## [Goal]
Go through the data below. List every line that holds the word "React".

## [Data for the task]
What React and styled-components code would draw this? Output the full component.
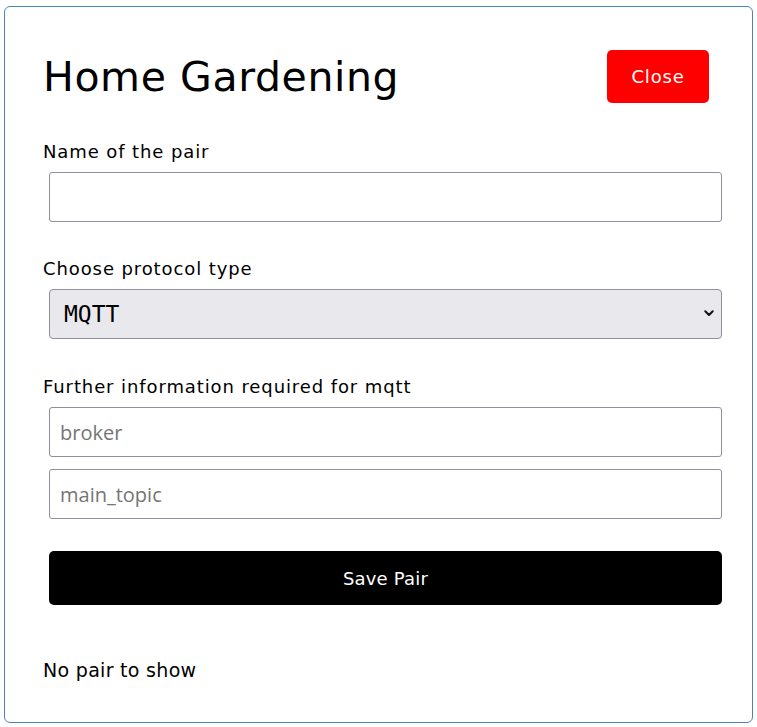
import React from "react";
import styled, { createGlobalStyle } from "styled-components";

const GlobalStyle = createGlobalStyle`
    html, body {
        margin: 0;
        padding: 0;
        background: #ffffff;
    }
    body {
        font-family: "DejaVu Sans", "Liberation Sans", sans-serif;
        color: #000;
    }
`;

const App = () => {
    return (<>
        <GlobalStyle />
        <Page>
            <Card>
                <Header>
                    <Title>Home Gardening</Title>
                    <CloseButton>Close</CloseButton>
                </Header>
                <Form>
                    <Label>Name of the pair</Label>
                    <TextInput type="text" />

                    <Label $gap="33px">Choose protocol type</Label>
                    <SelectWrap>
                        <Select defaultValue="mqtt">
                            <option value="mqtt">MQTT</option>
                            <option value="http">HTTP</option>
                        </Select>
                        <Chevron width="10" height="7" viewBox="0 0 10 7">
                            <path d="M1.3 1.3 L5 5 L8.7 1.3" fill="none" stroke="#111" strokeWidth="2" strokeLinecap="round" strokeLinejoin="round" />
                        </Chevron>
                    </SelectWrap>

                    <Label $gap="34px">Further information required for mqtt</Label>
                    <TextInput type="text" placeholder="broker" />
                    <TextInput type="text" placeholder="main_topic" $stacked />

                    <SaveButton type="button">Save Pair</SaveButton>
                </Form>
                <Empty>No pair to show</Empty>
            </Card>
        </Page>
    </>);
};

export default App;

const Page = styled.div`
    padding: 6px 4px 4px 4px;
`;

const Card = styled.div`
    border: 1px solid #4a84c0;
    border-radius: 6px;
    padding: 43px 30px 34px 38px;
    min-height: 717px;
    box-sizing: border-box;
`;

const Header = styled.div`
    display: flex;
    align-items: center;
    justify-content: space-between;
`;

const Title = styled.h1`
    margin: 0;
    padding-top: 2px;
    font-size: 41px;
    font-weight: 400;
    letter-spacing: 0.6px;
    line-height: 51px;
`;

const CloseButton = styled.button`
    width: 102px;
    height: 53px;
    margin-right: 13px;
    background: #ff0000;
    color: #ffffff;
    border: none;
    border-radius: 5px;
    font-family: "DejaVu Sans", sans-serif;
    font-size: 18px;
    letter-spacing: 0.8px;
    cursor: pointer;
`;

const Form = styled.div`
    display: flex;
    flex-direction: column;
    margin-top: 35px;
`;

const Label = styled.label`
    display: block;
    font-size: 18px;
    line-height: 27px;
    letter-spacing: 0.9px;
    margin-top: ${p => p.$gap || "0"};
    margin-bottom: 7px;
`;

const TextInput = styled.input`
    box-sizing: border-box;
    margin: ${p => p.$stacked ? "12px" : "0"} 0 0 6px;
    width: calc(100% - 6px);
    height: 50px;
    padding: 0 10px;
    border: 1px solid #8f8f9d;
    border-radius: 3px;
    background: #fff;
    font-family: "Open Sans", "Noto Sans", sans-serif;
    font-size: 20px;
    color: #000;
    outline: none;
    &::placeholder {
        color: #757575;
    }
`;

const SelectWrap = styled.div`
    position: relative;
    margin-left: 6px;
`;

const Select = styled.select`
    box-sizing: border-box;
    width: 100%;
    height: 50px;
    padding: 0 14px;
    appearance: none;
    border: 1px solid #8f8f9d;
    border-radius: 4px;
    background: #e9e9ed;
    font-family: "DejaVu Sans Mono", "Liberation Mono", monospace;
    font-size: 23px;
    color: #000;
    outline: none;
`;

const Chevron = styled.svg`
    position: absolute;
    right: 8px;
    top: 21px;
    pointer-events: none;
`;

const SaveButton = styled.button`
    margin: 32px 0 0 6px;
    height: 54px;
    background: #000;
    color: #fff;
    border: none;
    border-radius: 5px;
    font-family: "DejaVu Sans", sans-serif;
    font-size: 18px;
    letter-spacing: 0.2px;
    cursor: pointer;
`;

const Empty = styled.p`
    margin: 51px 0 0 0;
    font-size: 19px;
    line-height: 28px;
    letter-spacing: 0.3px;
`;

* * *

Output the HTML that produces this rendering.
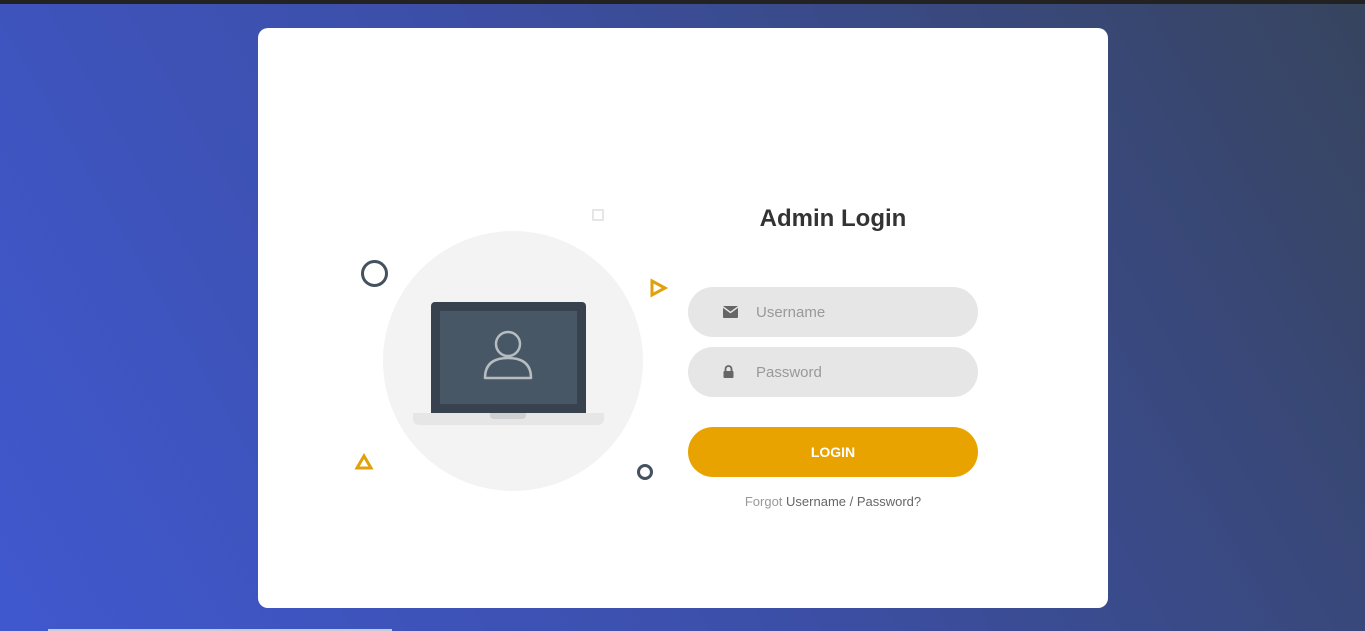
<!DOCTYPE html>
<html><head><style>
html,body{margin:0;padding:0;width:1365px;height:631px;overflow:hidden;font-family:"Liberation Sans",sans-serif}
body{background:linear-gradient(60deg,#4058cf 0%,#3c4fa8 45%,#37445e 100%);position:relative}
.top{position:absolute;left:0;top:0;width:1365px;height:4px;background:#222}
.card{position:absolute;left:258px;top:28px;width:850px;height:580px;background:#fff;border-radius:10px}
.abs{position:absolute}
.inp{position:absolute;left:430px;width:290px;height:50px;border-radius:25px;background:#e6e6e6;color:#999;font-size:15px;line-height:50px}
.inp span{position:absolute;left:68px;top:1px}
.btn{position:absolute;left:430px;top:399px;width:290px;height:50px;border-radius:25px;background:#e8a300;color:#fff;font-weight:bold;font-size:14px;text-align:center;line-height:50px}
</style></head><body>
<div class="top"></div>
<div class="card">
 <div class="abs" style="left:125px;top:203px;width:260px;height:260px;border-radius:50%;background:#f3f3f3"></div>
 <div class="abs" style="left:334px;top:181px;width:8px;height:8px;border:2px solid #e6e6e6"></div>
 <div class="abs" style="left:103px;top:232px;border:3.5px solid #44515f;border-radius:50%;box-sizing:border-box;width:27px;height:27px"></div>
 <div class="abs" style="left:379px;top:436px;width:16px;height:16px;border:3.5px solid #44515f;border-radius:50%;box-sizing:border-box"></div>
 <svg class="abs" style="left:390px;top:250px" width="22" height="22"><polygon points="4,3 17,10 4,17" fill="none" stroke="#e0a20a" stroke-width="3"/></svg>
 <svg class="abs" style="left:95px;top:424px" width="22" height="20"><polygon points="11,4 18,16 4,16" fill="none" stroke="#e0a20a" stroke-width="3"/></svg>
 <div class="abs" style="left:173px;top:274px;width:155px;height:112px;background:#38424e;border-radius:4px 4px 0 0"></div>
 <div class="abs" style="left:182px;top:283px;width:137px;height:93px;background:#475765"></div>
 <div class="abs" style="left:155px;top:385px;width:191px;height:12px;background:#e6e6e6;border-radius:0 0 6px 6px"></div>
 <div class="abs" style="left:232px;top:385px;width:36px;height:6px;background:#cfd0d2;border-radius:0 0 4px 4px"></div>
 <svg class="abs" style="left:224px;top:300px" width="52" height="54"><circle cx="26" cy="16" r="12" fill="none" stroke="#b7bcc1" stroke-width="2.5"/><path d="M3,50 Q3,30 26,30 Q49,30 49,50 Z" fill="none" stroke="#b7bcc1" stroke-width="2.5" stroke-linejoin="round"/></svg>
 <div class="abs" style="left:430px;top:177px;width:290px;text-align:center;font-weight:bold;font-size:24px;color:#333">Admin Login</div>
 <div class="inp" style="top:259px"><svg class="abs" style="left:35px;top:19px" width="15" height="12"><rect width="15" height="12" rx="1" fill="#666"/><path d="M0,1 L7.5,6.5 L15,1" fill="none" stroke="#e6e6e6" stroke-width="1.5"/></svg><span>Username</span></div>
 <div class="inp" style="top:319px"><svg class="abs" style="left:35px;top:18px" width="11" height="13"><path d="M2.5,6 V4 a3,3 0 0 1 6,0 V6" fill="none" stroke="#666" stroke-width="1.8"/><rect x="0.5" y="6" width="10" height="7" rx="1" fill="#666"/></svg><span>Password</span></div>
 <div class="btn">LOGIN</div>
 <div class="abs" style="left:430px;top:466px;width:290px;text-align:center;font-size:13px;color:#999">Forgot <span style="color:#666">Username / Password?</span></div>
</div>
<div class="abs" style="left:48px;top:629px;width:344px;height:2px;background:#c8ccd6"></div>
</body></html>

## [Answer to this task]
What React and styled-components code would draw this? Output the full component.
import React from "react";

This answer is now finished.